Lump-sum compensation to children and young people for personal injury or loss of provider

Favourable tax rules apply to children and young people who receive payments from compensation or insurance because of personal injury or loss of provider.

Does this apply to me?

This applies to children and young people up to 22 years of age who have received payments from compensation or insurance because of personal injury or loss of provider.

Exempt from tax

The following payments to children and young people under 22 years of age are exempt from net wealth tax:

  • Lump-sum compensation for personal injury or loss of provider.
  • Lump-sum compensation from accident, sickness, or disability insurance in the event of injury, illness or other.
  • Lump-sum compensation from accident or life insurance in the event of loss of provider
The net wealth tax exemption applies until and including the income year in which the child/young person reaches the age of 21.

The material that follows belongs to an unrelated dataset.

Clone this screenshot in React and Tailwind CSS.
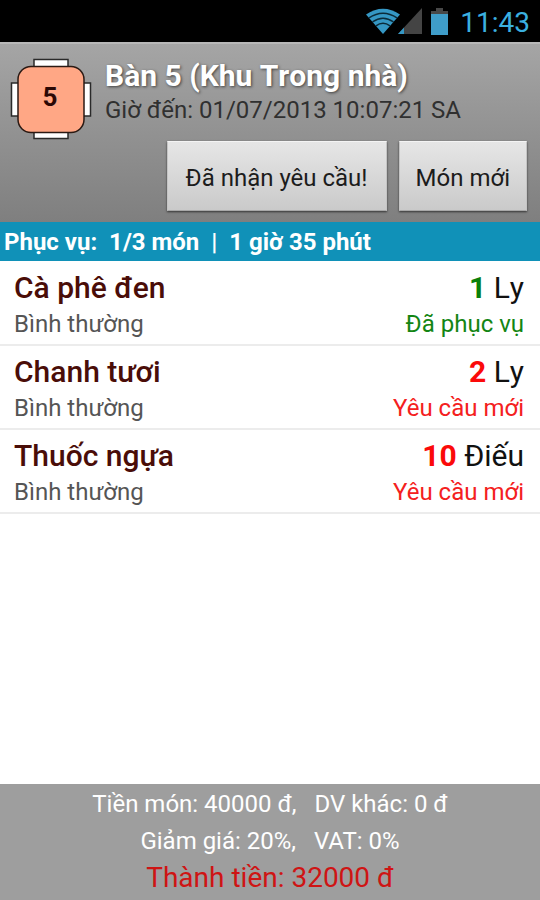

The exemption from net wealth tax applies regardless of how the funds are placed, whether in bank deposits, annuity insurance, real property, cars, etc.
A sufficient connection is required between the compensation/insurance amount and the placing of the funds.

The income and wealth of children under 17 years of age will normally be taxed jointly with the parents.

The wealth and return (interest, etc.) on the compensation amount or insurance amount can nevertheless be assessed separately if this results in lower tax than assessment jointly with the parents.

Separate tax assessment of the interest income will ensure that the child receives his or her own personal allowance in connection with the assessment of income.

If accumulated interest from previous years has resulted in wealth being built up, this will not be covered by the net wealth tax exemption. Such wealth may be assessed separately for the child, who will then have his or her own tax-free amount in connection with the assessment of net wealth tax.

The Tax Administration will perform the calculation that is most favourable. The tax will be stated in the parents' tax assessments and the child should therefore not submit his or her own tax return concerning the compensation/insurance payment.

This is what you must do in the tax return

  • The tax return is pre-filled with information regarding lump-sum payments to children. You’ll find the information under “Other circumstances” when you’re logged in to your tax return.
  • You must check if the information is correct. If the information about the received compensation amount has not been pre-filled, you must add it yourself.
  • To ensure that your tax is correct, you must include an attachment showing which amounts in your tax return that come from the compensation/insurance amount.
Example:
If the amount is placed in a bank, state the bank’s name and account number.
If the amount is placed in property, state the cadastral and property unit number and the relevant ownership share. 

You should not delete these amounts from the tax return.

Essential information about the tax deduction card

You should check your tax deduction card if your child has received:

  • Lump-sum compensation for personal injury or loss of provider.
  • Lump-sum compensation from accident, sickness, or disability insurance in the event of injury, illness or other.
  • Lump-sum compensation from accident or life insurance in the event of loss of provider.

You should change your tax deduction card if the information about the child’s wealth/interest income from received compensations is reported on you.